Menurut dia, untuk tahun ini total kapasitas pembangkit yang direncanakan masuk dalam sistem PLN mencapai 20,4 Gigawatt (GW). Ada 34 IPP yang mestinya pembangkitnya sudah selesai dibangun dan masuk ke sistem PLN. PLN sudah selesai nego dengan 17 IPP.
"PPA Power Purchase Agreement (PPA) yang sudah di tanda tangani. 34 pembangkit 20,4 GW yang masuk tahun ini," ungkap Evy secara virtual, Senin (20/6).
Dari total kapasitas sebanyak itu 6 GW berada di Jawa Medura Bali (Jamali). Menurut Evy dari rencana pembangkit listrik yang masuk ini dilakukan beberapa negosiasi berupa pengunduran daftar COD. Selain itu PLN juga sukses membuat kesepakatan kewajiban Take or Pay dengan nilai lebih rendah dari kesepakatan sebelumnya.
Menurut Evy sejauh ini sudah mengantongi kesepakatan pada 17 PPA yang sudah ditandatangani dengan total nilai efisiensi untuk tahun ini yang cukup signifikan.
"Kita mengurangi capability factor yang tadinya Take or pay 80 persen jadi 70 persen. Target efisiensi Rp 61 trilun. Saat ini sudah Rp37,1 trilun. 17 PPA dari 34 PPA," ungkap Evy.

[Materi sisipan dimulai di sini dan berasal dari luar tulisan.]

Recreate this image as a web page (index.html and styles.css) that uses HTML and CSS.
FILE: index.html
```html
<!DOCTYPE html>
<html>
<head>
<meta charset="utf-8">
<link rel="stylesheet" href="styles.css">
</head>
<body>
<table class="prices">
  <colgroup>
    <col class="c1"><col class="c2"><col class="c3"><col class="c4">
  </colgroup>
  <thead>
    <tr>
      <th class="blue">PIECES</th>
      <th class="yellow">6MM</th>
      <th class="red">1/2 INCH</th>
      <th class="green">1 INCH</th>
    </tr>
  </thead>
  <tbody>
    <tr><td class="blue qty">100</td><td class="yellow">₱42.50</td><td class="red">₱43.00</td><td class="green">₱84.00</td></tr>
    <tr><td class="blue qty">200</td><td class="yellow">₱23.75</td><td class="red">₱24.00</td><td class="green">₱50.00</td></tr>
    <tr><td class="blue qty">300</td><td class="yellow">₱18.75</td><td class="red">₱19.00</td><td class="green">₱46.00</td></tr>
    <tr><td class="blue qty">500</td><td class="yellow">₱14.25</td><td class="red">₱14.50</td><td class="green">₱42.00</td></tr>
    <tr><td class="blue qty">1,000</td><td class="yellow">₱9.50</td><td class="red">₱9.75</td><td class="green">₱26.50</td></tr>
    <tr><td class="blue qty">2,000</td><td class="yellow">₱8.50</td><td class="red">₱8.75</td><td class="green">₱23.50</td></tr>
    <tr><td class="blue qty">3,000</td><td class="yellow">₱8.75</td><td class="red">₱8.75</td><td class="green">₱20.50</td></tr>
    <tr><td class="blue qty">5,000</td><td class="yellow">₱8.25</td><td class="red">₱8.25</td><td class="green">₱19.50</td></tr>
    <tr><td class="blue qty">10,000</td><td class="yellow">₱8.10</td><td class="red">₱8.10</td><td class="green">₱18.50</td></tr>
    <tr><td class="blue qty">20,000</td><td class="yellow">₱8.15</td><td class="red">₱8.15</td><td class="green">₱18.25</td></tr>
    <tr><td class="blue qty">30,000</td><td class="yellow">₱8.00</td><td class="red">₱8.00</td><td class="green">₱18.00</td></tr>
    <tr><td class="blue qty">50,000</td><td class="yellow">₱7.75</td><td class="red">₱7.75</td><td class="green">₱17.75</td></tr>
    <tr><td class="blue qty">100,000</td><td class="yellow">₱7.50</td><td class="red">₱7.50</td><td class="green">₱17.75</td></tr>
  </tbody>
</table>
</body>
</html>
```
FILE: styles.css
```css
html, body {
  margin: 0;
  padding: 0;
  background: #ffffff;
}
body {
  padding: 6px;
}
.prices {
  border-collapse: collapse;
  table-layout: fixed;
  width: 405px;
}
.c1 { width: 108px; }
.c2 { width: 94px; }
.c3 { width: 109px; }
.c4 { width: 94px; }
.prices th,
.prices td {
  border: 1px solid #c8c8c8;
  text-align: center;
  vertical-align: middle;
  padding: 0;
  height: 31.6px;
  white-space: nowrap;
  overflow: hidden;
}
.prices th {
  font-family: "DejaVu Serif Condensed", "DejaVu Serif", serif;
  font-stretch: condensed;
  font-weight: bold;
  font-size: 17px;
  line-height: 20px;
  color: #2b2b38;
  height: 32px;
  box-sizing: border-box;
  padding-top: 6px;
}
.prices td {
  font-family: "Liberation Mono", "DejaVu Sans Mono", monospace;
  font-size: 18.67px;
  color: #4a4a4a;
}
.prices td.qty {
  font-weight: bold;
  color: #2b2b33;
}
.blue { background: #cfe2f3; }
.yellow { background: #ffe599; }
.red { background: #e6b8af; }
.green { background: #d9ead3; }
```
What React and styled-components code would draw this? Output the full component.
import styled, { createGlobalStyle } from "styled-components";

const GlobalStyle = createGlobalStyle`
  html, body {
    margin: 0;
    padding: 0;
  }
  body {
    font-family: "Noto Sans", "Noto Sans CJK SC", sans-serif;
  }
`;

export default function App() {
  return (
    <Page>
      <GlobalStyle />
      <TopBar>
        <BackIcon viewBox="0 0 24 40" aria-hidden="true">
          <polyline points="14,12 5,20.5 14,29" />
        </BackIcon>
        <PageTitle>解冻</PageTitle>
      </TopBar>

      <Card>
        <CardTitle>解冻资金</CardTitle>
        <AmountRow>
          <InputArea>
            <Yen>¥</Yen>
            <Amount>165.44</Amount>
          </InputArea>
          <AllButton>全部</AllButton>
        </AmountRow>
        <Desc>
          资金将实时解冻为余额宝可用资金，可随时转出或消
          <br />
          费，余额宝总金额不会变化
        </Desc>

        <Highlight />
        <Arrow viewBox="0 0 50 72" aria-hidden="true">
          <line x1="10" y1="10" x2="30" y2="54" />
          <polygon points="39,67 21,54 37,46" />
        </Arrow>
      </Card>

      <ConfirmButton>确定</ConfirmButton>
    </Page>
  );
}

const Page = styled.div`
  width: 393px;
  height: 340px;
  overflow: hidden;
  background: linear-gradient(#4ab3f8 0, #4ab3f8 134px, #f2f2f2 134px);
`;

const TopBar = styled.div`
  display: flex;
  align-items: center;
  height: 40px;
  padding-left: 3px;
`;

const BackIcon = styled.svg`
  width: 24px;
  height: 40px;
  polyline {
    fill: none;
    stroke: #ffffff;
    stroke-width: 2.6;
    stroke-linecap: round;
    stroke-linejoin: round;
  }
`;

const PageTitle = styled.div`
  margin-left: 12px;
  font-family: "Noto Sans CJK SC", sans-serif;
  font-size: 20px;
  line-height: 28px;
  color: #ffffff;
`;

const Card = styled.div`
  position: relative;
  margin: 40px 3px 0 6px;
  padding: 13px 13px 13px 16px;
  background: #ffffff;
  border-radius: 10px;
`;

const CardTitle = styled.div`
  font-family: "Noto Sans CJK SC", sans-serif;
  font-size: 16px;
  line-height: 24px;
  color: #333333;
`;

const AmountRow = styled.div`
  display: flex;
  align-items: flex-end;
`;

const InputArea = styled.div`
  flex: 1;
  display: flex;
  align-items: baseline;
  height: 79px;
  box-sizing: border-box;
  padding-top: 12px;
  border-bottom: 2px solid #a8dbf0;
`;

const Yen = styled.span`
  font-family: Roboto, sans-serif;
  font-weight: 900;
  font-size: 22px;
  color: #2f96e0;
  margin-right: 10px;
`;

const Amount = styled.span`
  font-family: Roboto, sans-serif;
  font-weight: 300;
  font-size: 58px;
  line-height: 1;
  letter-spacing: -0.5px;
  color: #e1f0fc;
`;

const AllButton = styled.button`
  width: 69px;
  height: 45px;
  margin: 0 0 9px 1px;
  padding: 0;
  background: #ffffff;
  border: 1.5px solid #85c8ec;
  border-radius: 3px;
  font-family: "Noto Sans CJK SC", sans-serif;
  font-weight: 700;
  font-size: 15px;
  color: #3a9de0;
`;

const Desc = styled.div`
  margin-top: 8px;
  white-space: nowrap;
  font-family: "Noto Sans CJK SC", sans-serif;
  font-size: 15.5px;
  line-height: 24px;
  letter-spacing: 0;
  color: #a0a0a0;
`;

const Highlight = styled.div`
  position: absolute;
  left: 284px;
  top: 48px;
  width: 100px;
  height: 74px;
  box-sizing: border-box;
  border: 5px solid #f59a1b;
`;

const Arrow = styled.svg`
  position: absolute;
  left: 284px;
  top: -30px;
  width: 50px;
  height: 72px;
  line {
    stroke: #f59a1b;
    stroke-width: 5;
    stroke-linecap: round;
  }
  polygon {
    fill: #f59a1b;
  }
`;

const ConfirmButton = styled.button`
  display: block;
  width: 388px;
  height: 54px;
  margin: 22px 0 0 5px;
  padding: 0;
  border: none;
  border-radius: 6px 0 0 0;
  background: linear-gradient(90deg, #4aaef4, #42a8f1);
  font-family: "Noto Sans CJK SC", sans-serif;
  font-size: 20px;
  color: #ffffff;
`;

Negosiasi dengan IPP memang jadi salah satu cara yang ditempuh manajemen PLN dalam rangka strategi menekan biaya lantaran surplus listrik. Untuk tahun lalu saja PLN sukses kantongi sejumlah kesepakatan yang berujung pada efisiensi dengan nilai yang tidak sedikit.